In the lines below, output everything from the first line through the line containing "DollarSign, House, Settings" exactly as it is. Pictures are not part of the output.

Dataset content:
>> Start
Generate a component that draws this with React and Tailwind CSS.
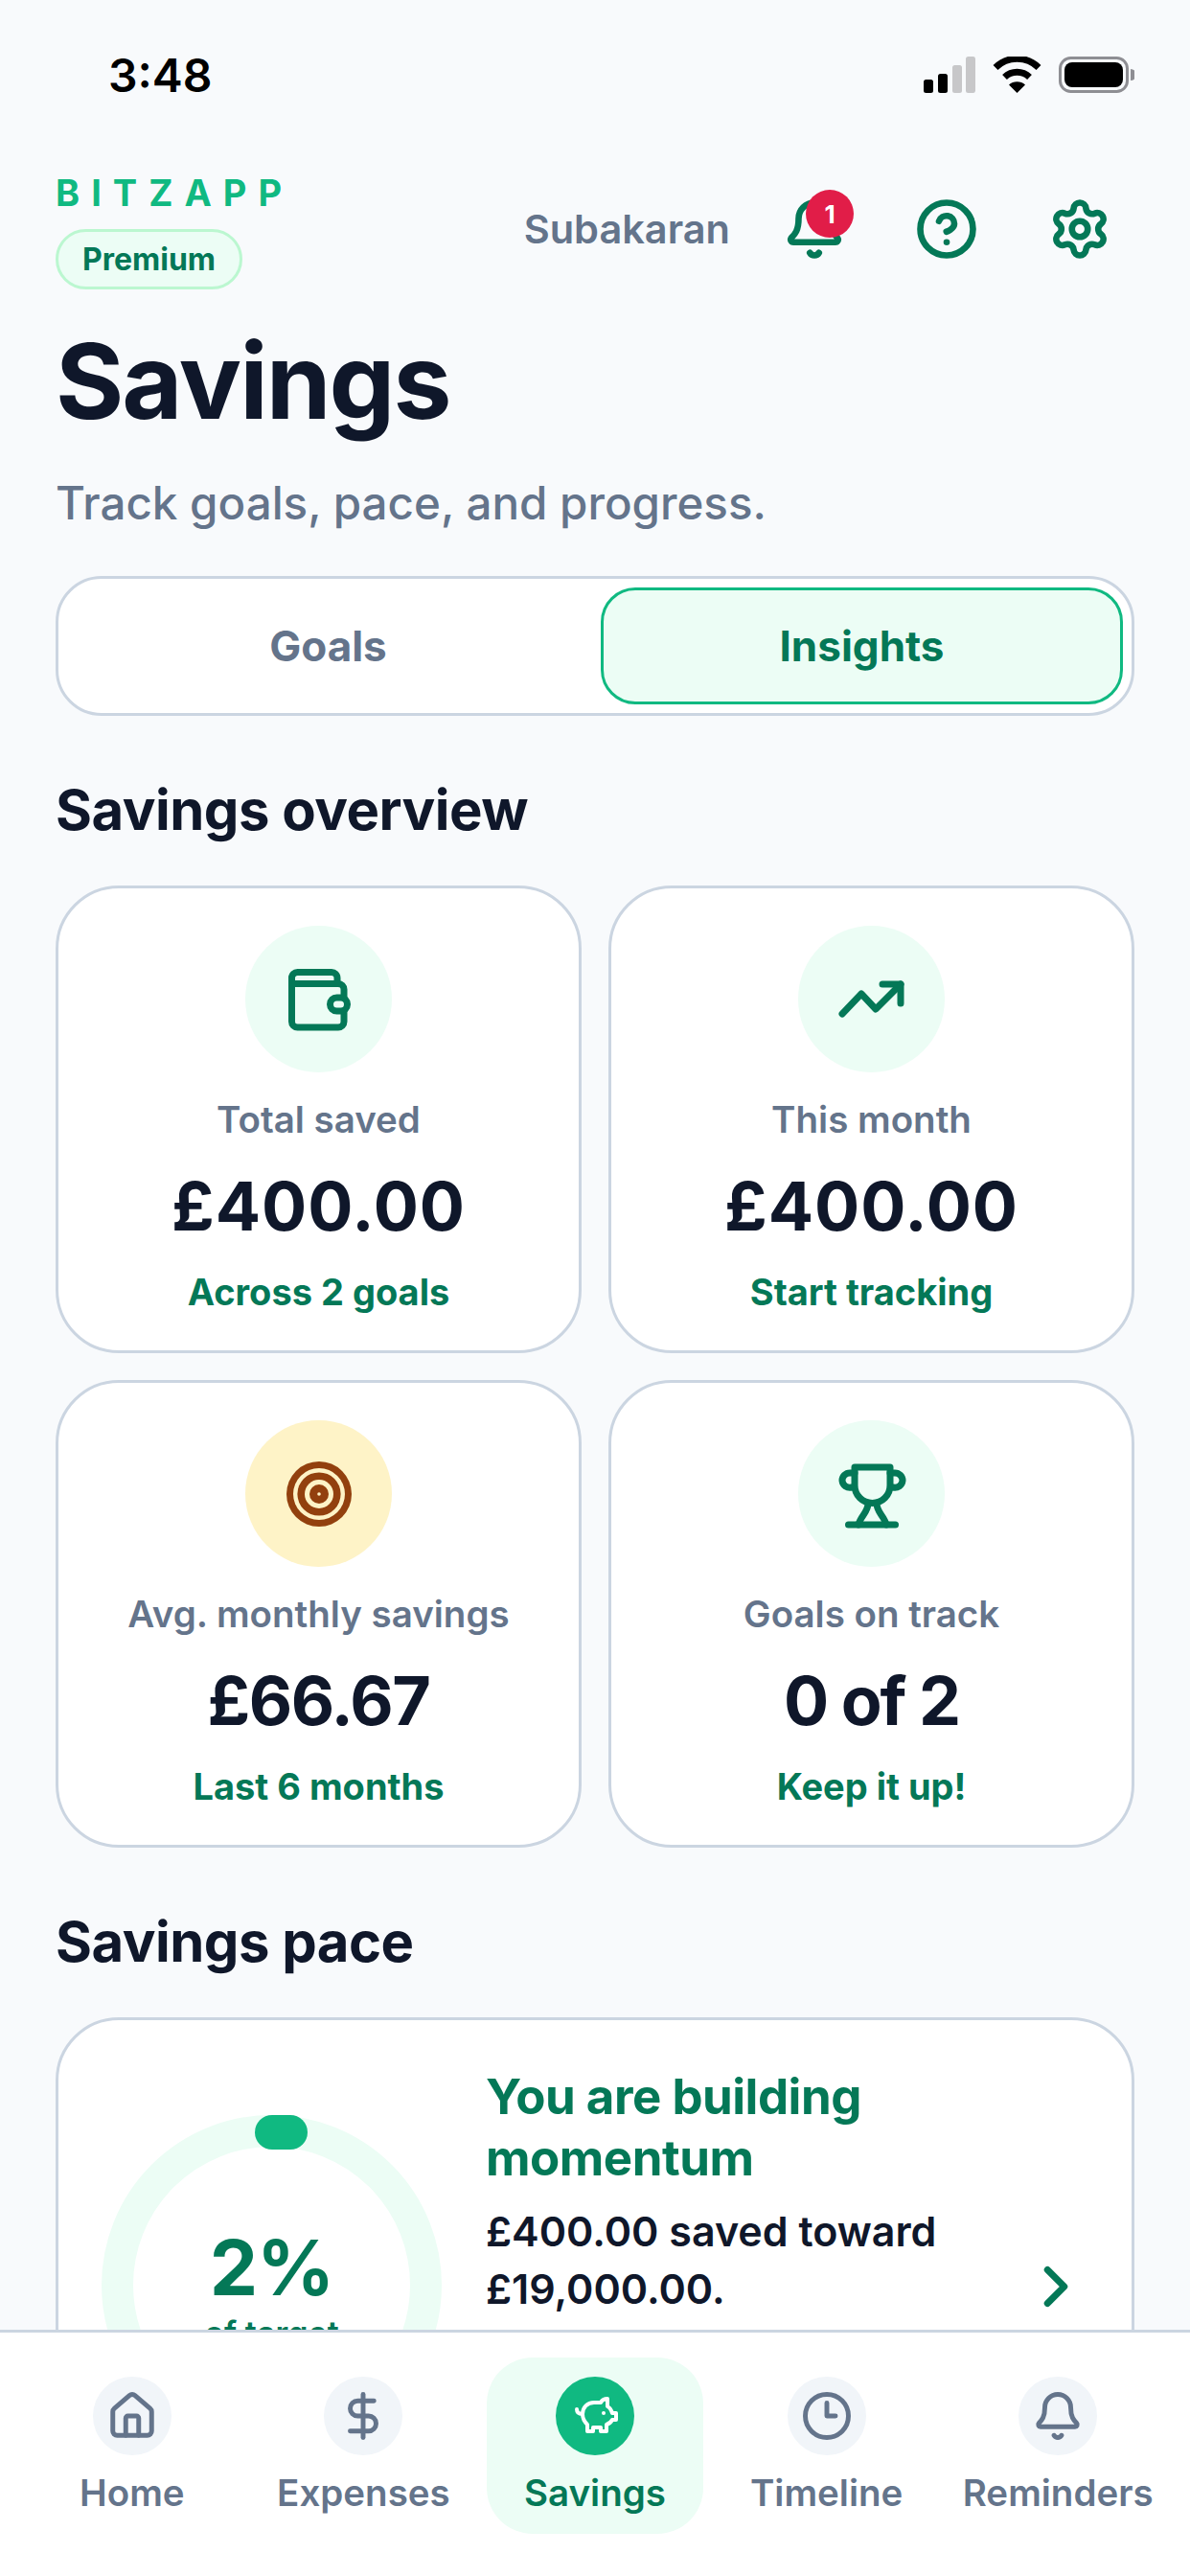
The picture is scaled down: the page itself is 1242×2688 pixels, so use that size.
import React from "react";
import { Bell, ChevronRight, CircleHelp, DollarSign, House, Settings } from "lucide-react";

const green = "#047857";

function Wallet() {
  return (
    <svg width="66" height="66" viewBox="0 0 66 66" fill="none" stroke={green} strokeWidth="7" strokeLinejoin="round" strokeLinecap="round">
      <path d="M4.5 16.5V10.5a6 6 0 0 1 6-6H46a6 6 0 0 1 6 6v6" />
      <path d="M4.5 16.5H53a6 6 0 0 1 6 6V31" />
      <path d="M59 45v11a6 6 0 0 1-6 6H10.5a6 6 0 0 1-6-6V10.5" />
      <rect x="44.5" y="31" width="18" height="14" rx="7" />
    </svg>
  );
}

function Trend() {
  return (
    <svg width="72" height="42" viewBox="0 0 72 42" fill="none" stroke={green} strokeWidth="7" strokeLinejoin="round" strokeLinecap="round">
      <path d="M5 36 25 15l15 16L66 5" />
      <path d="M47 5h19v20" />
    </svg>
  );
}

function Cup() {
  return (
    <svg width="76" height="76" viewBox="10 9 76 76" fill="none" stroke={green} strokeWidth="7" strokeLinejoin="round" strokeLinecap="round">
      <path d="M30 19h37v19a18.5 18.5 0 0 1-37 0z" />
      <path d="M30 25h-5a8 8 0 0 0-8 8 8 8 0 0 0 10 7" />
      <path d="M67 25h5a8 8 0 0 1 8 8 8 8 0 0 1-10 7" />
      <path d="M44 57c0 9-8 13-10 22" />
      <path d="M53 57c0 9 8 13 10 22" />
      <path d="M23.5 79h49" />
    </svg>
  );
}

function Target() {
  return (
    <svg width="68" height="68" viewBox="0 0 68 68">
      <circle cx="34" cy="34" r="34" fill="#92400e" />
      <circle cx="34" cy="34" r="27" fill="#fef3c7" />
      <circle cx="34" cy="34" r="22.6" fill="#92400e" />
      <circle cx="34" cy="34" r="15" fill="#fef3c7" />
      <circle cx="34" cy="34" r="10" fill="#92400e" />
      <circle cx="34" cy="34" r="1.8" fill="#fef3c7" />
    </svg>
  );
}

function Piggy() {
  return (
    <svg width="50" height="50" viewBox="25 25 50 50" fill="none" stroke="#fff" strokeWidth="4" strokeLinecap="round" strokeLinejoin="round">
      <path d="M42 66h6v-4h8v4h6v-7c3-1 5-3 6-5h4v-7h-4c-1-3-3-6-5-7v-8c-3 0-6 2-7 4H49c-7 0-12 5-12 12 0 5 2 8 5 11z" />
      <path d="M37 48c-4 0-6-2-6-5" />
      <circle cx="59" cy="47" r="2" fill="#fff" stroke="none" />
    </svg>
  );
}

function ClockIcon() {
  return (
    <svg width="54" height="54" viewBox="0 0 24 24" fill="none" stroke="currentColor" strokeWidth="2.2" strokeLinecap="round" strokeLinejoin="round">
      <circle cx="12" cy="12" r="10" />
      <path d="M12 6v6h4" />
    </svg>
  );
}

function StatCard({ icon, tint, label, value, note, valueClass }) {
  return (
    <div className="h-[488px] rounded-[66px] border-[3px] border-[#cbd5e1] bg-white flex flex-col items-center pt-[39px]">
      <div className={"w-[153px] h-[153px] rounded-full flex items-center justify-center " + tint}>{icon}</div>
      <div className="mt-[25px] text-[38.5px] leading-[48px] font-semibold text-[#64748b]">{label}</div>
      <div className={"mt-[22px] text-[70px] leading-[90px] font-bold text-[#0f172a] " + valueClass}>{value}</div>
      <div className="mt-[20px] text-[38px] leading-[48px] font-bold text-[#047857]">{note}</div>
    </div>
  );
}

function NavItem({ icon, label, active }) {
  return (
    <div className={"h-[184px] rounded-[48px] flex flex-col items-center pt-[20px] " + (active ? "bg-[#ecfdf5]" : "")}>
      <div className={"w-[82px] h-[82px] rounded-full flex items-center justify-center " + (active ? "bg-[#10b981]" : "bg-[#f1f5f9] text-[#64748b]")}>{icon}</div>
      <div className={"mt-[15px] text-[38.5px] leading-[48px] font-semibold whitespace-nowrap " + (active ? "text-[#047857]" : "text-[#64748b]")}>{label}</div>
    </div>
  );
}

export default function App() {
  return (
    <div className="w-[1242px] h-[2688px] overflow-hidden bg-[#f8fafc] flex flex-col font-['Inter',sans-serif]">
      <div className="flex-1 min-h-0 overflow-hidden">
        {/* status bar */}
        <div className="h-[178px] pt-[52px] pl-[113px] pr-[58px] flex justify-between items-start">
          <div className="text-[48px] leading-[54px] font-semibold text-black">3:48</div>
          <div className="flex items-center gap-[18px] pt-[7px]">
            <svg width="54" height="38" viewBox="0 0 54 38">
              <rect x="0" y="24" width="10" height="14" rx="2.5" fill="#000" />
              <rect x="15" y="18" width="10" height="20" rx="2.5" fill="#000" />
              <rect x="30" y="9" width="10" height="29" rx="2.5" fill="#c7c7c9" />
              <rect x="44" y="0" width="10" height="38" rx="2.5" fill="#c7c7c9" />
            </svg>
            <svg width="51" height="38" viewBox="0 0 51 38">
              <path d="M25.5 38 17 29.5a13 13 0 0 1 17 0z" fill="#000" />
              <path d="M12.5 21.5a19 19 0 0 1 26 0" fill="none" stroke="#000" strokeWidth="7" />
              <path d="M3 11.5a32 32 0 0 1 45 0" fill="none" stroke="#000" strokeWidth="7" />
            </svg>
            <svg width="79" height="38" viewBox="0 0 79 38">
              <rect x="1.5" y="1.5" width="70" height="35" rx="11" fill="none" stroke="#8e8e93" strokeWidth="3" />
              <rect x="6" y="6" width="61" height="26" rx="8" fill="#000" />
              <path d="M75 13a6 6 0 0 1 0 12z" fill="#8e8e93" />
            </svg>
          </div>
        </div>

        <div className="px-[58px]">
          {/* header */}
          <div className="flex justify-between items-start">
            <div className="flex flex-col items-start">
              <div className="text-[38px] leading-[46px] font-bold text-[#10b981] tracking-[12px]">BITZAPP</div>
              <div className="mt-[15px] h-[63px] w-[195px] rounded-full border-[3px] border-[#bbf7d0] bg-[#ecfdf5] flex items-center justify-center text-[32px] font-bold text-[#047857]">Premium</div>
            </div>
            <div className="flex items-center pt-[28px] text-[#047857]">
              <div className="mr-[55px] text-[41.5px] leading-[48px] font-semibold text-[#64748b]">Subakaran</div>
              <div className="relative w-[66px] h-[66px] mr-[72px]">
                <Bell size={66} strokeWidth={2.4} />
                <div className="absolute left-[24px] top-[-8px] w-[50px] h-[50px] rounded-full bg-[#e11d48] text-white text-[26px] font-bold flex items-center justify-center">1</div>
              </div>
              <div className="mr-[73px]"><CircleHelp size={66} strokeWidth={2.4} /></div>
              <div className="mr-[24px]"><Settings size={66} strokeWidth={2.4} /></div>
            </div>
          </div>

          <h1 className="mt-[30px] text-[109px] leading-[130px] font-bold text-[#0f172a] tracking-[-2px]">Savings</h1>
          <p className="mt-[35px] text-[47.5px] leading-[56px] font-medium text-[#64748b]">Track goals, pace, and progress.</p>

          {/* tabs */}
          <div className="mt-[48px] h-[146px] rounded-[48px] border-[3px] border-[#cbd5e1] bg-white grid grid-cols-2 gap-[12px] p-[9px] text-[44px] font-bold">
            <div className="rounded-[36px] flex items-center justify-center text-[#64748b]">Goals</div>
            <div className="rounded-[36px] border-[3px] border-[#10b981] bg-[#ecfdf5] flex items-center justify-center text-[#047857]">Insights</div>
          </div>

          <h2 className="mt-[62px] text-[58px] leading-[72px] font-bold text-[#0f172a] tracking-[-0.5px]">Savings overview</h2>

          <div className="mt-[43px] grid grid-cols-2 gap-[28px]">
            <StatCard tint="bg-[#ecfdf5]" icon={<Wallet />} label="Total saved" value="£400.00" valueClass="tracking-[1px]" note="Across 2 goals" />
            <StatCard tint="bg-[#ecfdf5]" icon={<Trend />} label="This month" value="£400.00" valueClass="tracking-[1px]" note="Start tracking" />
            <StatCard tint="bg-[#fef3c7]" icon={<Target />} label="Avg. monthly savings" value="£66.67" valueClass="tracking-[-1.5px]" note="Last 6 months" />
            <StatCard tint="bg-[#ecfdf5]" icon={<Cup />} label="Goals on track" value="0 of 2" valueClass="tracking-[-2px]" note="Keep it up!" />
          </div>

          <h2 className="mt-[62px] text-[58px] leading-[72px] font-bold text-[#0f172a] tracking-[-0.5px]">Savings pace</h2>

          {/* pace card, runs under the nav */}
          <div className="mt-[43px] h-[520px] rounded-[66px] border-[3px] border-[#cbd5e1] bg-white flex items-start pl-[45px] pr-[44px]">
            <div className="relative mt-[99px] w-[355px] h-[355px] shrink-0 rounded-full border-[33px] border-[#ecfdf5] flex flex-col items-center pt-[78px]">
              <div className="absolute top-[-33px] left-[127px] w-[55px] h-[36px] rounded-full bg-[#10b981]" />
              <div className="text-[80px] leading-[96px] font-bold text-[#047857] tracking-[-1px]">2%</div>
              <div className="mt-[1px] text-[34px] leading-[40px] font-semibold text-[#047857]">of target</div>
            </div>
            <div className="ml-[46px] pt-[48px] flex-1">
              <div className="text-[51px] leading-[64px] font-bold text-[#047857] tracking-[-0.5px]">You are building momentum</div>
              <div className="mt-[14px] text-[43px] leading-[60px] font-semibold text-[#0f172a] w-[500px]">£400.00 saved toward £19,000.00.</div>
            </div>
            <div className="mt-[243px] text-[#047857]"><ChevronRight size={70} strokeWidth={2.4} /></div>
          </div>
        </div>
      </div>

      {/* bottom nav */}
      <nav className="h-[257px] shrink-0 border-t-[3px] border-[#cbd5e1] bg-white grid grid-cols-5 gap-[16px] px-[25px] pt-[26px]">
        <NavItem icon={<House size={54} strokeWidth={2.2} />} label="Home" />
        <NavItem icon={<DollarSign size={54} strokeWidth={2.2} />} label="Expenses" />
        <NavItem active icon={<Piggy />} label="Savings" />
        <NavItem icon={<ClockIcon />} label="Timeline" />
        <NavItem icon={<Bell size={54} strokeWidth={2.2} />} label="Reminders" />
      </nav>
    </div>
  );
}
>> End
The response:
Generate a component that draws this with React and Tailwind CSS.
The picture is scaled down: the page itself is 1242×2688 pixels, so use that size.
import React from "react";
import { Bell, ChevronRight, CircleHelp, DollarSign, House, Settings } from "lucide-react";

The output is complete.